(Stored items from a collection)
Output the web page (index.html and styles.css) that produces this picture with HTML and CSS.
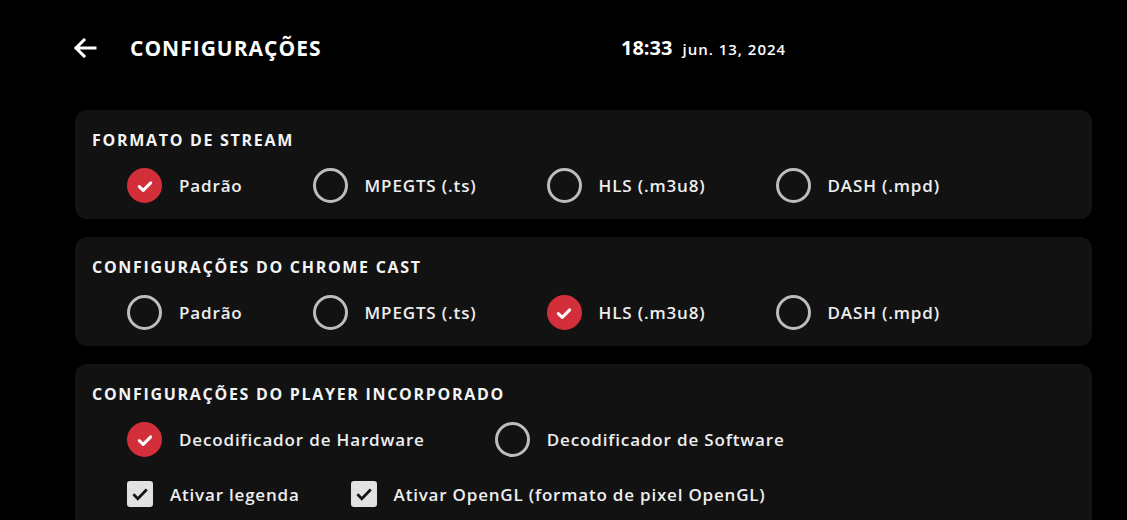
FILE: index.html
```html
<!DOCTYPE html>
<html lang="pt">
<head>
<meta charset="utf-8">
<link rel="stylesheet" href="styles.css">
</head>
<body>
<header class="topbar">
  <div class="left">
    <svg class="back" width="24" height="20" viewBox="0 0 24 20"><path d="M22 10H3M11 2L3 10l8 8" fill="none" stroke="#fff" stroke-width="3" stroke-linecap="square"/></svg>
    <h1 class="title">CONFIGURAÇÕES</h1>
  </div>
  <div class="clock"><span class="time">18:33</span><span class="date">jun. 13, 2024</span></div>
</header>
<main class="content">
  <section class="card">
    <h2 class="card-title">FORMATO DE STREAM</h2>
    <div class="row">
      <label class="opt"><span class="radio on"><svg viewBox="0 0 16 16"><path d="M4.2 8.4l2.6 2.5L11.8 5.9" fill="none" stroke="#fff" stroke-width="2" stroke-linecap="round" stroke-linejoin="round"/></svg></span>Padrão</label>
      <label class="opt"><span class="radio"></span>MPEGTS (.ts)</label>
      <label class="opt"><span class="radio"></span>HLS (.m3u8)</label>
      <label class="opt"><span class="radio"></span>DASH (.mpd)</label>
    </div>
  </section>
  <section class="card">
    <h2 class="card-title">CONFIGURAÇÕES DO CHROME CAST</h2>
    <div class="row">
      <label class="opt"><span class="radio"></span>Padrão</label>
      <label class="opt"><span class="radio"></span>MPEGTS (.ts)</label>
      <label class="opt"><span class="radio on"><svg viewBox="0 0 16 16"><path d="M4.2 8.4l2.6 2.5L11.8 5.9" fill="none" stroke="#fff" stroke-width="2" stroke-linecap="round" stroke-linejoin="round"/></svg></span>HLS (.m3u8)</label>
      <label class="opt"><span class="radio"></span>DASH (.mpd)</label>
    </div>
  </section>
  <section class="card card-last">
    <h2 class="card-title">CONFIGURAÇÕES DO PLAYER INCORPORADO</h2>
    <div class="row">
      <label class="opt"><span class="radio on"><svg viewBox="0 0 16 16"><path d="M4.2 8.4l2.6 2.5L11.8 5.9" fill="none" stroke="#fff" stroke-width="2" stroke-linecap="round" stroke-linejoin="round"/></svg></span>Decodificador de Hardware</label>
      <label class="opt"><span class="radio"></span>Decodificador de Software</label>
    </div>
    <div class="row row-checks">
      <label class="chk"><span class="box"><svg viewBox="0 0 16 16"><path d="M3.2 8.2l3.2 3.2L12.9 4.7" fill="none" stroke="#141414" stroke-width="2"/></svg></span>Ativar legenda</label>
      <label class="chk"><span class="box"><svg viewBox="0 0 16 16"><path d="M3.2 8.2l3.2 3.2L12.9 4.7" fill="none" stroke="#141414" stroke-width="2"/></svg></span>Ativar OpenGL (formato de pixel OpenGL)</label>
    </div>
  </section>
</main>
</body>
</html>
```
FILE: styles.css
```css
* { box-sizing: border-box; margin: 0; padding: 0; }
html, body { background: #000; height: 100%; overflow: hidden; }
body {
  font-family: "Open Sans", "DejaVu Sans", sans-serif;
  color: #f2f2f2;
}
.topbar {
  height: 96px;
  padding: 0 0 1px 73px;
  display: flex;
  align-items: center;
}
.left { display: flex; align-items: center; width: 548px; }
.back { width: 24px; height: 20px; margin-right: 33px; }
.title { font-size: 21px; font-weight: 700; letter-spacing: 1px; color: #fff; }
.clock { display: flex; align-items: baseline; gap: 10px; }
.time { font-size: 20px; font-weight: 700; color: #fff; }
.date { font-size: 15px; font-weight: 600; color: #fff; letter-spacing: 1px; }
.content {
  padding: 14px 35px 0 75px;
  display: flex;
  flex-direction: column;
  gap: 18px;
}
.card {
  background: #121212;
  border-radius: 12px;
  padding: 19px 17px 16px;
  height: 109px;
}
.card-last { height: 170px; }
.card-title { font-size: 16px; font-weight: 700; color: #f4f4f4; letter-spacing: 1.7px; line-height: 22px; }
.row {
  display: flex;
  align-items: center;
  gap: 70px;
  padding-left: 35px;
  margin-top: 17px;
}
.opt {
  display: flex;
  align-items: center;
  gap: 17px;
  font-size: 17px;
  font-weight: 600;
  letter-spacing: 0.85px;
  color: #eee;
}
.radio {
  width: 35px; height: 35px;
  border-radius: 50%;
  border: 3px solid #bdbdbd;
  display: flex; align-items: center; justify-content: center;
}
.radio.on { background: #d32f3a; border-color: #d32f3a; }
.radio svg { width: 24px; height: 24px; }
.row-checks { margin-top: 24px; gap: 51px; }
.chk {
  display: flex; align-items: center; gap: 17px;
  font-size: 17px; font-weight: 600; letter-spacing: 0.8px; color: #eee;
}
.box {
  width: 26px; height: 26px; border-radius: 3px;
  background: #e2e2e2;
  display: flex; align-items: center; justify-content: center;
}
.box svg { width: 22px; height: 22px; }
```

==

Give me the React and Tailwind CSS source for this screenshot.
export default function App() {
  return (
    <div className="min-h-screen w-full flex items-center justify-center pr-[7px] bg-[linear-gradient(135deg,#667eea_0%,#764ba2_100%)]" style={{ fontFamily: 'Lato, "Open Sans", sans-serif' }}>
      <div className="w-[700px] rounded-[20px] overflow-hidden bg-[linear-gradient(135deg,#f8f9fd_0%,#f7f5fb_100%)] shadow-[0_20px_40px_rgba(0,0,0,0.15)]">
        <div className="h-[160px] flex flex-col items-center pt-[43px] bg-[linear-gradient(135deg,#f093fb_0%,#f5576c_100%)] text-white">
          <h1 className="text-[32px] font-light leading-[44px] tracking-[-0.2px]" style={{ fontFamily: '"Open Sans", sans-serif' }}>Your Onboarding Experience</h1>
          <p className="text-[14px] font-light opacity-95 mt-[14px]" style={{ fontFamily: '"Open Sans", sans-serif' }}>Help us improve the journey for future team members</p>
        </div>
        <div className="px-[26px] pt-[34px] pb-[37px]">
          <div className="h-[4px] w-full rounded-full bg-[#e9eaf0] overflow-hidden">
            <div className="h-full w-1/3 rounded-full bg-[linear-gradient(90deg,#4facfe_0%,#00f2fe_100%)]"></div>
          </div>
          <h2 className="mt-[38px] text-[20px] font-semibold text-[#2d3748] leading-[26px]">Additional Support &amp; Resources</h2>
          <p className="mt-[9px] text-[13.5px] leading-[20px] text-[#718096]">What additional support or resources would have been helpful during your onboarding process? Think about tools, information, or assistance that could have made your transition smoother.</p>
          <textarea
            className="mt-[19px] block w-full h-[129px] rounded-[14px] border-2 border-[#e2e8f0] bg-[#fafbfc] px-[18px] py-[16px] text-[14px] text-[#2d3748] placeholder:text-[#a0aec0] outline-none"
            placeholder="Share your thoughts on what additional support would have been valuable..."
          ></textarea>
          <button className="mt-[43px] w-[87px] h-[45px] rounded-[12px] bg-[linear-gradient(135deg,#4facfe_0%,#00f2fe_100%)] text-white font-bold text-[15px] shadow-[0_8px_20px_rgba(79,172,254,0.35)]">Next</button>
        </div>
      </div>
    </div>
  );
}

* **Exercise description**
Copy every line in the entries above that has the string "styles" in it.

* **Worked solution**
Output the web page (index.html and styles.css) that produces this picture with HTML and CSS.
<link rel="stylesheet" href="styles.css">
FILE: styles.css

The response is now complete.